Repeat, exactly and completely, the material that follows. Omit the pictures.

━━ INFORMATION SHOWN

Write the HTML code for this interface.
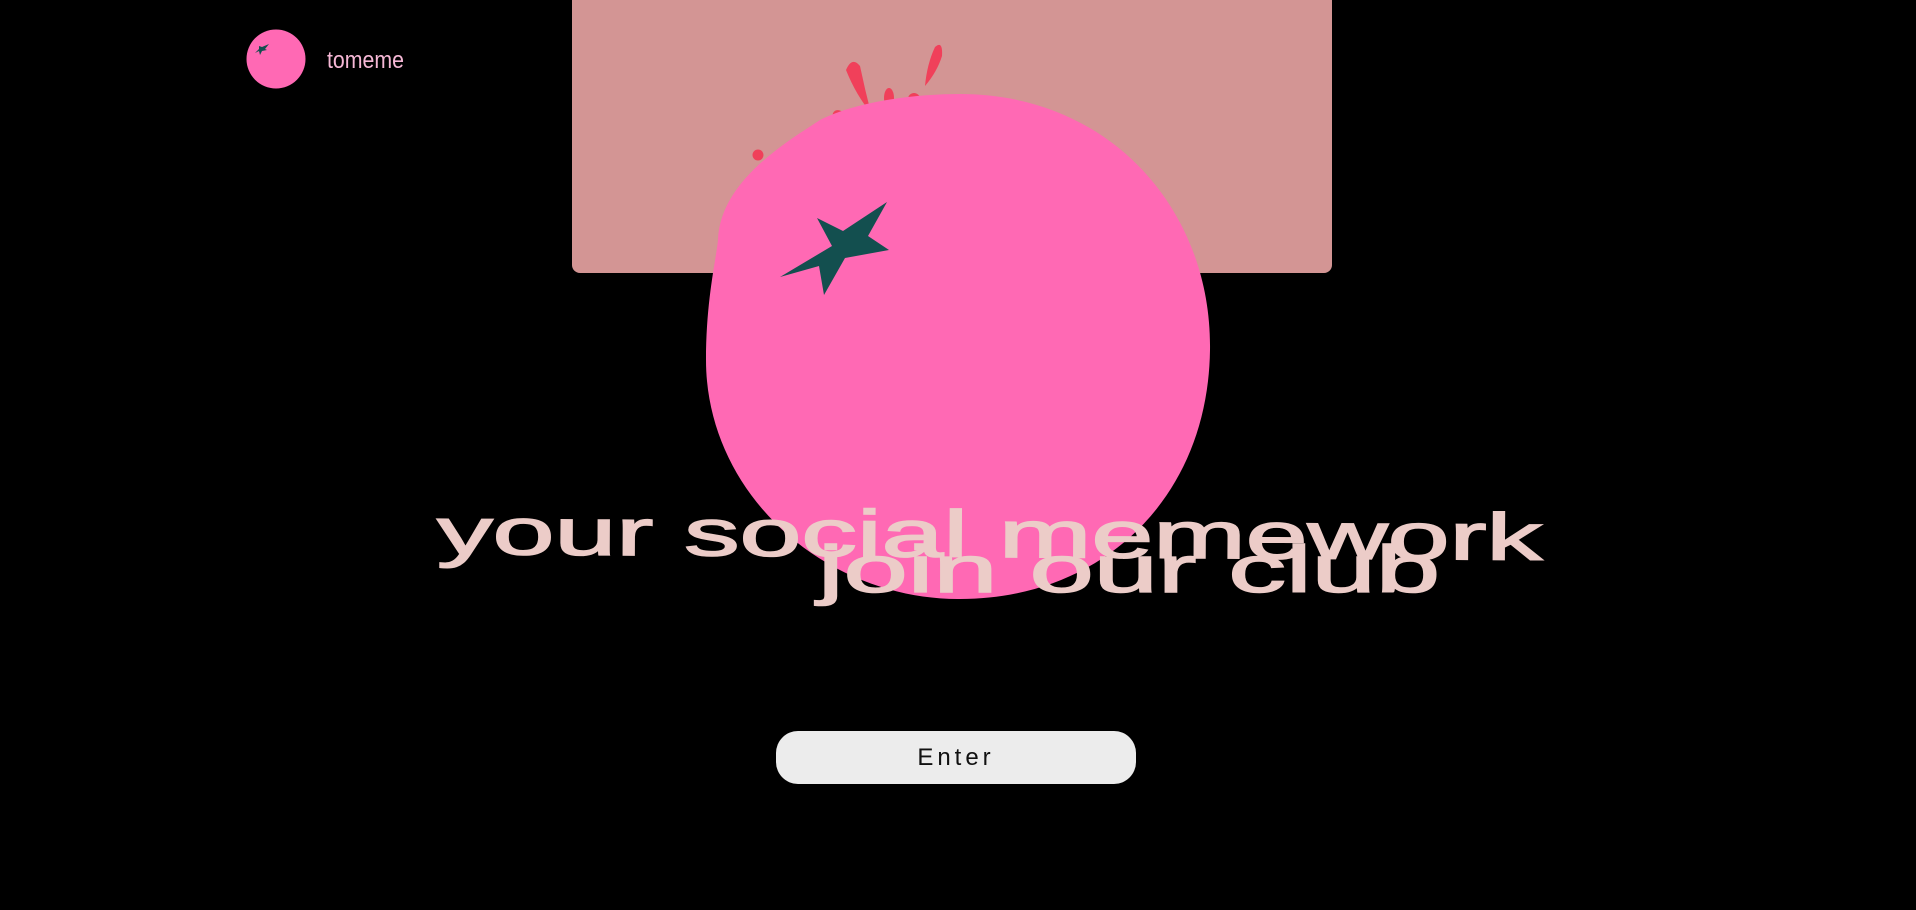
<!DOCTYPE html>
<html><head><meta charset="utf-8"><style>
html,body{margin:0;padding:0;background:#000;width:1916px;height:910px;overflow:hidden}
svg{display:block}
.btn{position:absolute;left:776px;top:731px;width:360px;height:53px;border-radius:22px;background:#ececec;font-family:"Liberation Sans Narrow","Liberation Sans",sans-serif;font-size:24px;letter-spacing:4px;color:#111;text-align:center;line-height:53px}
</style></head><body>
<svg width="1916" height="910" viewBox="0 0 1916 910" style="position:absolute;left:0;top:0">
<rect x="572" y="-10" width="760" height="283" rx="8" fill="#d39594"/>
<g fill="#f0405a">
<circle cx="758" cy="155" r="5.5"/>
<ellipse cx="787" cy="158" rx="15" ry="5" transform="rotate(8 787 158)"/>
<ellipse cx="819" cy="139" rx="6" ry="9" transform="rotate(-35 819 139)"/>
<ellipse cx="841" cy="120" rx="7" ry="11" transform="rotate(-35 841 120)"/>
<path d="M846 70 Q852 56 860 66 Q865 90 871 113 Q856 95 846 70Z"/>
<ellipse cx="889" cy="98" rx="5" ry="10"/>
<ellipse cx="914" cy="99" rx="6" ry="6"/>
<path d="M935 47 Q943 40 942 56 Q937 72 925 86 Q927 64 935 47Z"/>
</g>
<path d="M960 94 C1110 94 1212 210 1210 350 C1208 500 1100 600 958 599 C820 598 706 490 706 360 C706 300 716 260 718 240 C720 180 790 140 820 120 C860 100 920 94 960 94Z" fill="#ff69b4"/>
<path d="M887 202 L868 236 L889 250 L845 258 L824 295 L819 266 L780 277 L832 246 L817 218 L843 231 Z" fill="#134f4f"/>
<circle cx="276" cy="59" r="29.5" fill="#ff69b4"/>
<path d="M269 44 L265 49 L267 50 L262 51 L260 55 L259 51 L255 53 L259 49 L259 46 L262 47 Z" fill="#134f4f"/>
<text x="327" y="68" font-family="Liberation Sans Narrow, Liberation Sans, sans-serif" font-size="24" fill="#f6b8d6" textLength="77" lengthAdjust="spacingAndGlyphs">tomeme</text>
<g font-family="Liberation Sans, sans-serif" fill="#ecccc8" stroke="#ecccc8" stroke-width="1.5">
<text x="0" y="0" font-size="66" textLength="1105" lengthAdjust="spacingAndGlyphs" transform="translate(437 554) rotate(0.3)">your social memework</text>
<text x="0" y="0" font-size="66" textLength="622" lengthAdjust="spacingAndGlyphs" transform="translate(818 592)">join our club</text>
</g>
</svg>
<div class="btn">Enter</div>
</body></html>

━━━━

RESPONSE FOR THIS EXERCISE:
Write the HTML code for this interface.
<!DOCTYPE html>
<html><head><meta charset="utf-8"><style>
html,body{margin:0;padding:0;background:#000;width:1916px;height:910px;overflow:hidden}
svg{display:block}
.btn{position:absolute;left:776px;top:731px;width:360px;height:53px;border-radius:22px;background:#ececec;font-family:"Liberation Sans Narrow","Liberation Sans",sans-serif;font-size:24px;letter-spacing:4px;color:#111;text-align:center;line-height:53px}
</style></head><body>
<svg width="1916" height="910" viewBox="0 0 1916 910" style="position:absolute;left:0;top:0">
<rect x="572" y="-10" width="760" height="283" rx="8" fill="#d39594"/>
<g fill="#f0405a">
<circle cx="758" cy="155" r="5.5"/>
<ellipse cx="787" cy="158" rx="15" ry="5" transform="rotate(8 787 158)"/>
<ellipse cx="819" cy="139" rx="6" ry="9" transform="rotate(-35 819 139)"/>
<ellipse cx="841" cy="120" rx="7" ry="11" transform="rotate(-35 841 120)"/>
<path d="M846 70 Q852 56 860 66 Q865 90 871 113 Q856 95 846 70Z"/>
<ellipse cx="889" cy="98" rx="5" ry="10"/>
<ellipse cx="914" cy="99" rx="6" ry="6"/>
<path d="M935 47 Q943 40 942 56 Q937 72 925 86 Q927 64 935 47Z"/>
</g>
<path d="M960 94 C1110 94 1212 210 1210 350 C1208 500 1100 600 958 599 C820 598 706 490 706 360 C706 300 716 260 718 240 C720 180 790 140 820 120 C860 100 920 94 960 94Z" fill="#ff69b4"/>
<path d="M887 202 L868 236 L889 250 L845 258 L824 295 L819 266 L780 277 L832 246 L817 218 L843 231 Z" fill="#134f4f"/>
<circle cx="276" cy="59" r="29.5" fill="#ff69b4"/>
<path d="M269 44 L265 49 L267 50 L262 51 L260 55 L259 51 L255 53 L259 49 L259 46 L262 47 Z" fill="#134f4f"/>
<text x="327" y="68" font-family="Liberation Sans Narrow, Liberation Sans, sans-serif" font-size="24" fill="#f6b8d6" textLength="77" lengthAdjust="spacingAndGlyphs">tomeme</text>
<g font-family="Liberation Sans, sans-serif" fill="#ecccc8" stroke="#ecccc8" stroke-width="1.5">
<text x="0" y="0" font-size="66" textLength="1105" lengthAdjust="spacingAndGlyphs" transform="translate(437 554) rotate(0.3)">your social memework</text>
<text x="0" y="0" font-size="66" textLength="622" lengthAdjust="spacingAndGlyphs" transform="translate(818 592)">join our club</text>
</g>
</svg>
<div class="btn">Enter</div>
</body></html>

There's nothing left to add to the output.